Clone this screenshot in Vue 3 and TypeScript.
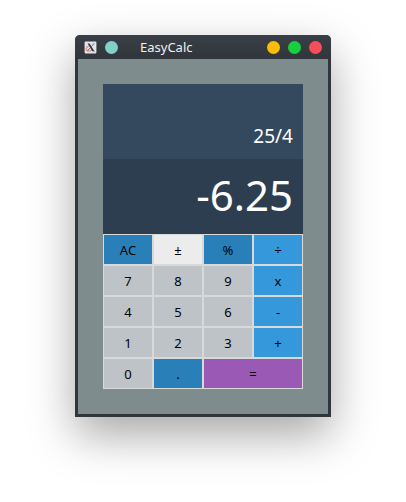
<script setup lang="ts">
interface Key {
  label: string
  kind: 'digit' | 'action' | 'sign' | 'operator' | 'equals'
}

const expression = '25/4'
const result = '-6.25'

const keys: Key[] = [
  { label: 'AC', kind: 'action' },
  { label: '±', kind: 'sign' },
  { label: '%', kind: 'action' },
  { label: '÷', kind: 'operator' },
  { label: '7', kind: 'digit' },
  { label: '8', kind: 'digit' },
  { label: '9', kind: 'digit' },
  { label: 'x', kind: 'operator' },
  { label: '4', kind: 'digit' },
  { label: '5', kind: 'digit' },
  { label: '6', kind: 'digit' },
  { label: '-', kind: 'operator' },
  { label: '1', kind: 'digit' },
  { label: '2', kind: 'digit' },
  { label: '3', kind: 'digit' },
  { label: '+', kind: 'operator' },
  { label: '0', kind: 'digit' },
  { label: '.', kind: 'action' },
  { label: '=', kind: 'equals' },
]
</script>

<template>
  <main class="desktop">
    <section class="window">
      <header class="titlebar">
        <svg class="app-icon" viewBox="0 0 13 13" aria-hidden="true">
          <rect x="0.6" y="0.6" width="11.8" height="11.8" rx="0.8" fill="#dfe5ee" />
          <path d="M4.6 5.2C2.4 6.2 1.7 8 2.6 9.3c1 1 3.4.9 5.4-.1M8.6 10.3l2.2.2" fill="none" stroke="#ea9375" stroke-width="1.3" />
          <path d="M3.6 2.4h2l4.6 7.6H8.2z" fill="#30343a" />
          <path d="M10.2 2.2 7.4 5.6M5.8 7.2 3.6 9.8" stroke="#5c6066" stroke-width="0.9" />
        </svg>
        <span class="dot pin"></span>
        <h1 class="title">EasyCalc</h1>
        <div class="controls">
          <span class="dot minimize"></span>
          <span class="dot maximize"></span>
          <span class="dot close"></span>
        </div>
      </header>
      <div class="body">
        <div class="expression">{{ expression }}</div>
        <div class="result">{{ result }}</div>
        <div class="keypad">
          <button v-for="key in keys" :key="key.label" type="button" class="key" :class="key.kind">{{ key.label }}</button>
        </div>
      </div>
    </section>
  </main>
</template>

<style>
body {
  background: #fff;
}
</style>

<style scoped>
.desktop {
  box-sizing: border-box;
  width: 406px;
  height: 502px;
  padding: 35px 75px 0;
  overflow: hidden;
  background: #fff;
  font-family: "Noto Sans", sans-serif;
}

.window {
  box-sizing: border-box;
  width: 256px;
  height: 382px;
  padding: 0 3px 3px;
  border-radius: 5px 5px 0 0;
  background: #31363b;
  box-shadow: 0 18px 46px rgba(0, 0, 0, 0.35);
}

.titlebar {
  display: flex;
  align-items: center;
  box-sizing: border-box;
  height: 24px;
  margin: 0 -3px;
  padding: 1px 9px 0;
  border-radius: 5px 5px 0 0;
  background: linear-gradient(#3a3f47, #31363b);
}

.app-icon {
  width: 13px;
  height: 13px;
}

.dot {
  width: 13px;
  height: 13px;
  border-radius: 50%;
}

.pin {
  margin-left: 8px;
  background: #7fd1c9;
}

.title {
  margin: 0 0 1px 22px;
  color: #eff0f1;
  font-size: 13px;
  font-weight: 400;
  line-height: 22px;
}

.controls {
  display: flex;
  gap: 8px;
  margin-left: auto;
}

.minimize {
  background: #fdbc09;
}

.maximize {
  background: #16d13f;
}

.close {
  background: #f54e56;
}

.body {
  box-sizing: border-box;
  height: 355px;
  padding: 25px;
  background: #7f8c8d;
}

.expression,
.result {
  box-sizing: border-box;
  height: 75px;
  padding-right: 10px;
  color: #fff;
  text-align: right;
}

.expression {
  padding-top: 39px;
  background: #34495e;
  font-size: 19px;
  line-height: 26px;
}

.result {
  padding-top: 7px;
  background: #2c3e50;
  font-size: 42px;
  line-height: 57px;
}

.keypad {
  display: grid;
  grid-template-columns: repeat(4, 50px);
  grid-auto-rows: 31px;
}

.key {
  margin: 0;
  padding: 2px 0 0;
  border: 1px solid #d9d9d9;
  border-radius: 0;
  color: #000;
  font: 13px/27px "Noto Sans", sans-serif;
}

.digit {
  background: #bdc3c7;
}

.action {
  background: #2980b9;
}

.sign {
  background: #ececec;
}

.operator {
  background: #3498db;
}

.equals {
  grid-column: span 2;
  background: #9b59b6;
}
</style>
...
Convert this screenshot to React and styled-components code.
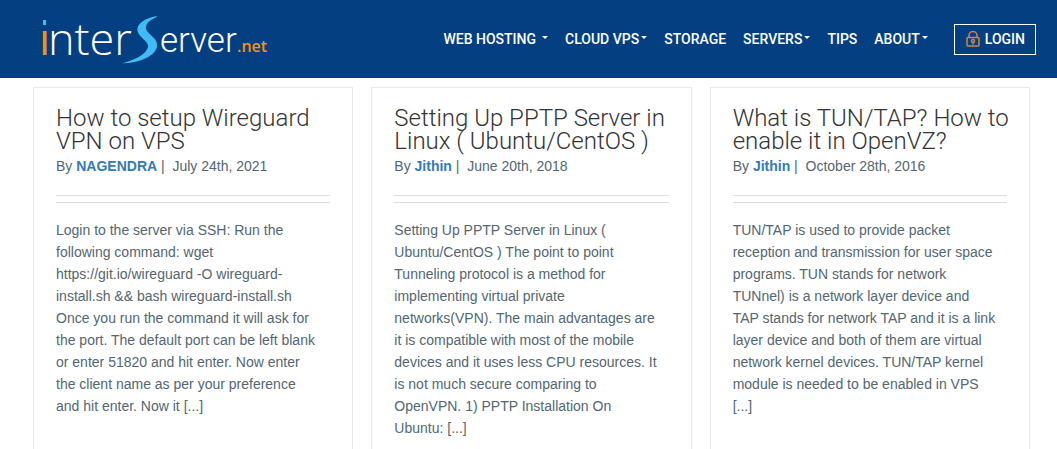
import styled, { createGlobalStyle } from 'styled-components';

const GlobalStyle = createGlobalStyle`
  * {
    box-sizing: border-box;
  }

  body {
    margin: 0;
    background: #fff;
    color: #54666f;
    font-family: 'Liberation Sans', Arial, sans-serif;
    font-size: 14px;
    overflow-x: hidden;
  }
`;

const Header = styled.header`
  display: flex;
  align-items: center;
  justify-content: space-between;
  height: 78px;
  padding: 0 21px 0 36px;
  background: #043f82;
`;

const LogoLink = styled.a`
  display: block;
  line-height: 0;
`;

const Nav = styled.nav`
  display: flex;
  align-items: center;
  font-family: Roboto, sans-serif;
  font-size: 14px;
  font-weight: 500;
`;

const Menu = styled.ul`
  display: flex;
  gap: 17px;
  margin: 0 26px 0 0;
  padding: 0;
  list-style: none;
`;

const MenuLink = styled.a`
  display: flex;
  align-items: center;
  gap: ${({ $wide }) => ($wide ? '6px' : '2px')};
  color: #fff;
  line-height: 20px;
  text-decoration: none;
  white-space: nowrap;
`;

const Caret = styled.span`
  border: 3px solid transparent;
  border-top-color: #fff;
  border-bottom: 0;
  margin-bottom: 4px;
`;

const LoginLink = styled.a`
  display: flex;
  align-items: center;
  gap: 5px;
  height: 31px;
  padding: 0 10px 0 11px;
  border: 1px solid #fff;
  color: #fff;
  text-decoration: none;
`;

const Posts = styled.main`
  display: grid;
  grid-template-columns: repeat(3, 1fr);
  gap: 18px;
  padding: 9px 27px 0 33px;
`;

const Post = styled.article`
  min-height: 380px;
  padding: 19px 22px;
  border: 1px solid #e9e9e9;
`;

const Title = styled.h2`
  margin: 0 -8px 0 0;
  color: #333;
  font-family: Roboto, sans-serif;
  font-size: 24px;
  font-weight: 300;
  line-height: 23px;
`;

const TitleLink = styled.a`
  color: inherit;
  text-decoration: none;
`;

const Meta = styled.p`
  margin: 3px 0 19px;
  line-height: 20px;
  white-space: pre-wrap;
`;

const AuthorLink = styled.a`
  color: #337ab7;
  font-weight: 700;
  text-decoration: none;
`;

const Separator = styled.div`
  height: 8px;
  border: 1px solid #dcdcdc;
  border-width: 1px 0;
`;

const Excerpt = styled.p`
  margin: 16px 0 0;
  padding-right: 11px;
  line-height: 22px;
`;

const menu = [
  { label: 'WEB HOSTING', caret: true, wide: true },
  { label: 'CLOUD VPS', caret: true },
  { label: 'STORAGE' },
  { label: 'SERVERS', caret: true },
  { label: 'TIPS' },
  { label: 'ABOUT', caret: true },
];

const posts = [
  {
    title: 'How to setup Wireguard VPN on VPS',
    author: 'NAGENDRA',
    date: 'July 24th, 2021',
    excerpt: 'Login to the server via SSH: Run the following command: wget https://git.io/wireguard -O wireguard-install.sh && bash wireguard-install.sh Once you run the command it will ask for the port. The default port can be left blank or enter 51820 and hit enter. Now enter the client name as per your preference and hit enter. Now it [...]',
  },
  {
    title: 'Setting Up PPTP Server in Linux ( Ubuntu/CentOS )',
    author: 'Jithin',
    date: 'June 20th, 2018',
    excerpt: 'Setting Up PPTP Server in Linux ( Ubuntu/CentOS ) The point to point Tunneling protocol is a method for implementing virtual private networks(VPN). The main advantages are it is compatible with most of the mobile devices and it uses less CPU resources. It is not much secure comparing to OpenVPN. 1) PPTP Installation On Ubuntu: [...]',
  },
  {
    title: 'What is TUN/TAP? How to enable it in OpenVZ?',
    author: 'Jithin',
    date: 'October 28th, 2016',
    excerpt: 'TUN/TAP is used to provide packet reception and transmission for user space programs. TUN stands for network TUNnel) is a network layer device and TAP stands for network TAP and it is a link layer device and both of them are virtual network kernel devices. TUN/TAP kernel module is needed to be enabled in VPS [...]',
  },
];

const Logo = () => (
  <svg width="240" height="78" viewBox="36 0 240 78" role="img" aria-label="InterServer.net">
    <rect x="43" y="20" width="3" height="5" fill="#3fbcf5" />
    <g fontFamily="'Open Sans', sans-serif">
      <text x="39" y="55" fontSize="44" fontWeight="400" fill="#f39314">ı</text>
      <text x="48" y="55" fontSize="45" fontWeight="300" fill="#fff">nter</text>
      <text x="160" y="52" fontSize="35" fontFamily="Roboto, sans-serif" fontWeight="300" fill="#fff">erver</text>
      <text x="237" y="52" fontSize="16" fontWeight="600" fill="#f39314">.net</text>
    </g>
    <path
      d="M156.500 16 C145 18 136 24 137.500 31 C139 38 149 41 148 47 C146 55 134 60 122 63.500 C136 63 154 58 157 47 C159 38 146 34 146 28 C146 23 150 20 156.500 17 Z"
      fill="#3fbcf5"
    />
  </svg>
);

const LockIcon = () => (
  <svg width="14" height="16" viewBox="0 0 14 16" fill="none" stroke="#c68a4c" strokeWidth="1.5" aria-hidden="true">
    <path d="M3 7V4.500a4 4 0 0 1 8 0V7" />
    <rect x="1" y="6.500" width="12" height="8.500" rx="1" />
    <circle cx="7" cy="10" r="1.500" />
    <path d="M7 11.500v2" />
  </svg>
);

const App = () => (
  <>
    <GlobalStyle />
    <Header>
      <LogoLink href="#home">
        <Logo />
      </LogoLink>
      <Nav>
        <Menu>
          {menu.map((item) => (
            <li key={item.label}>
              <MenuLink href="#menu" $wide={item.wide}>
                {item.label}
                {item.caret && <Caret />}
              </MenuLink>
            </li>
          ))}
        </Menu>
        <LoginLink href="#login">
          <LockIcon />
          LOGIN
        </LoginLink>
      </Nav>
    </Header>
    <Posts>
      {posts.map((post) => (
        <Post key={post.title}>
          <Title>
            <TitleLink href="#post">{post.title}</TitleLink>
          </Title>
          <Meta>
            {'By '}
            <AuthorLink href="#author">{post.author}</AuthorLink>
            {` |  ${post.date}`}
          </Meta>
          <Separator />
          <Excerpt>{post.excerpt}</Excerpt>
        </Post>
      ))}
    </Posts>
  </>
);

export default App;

Exercise instructions >> Pick out the lines containing the word "components" and show them.

Right answer >>
Convert this screenshot to React and styled-components code.
import styled, { createGlobalStyle } from 'styled-components';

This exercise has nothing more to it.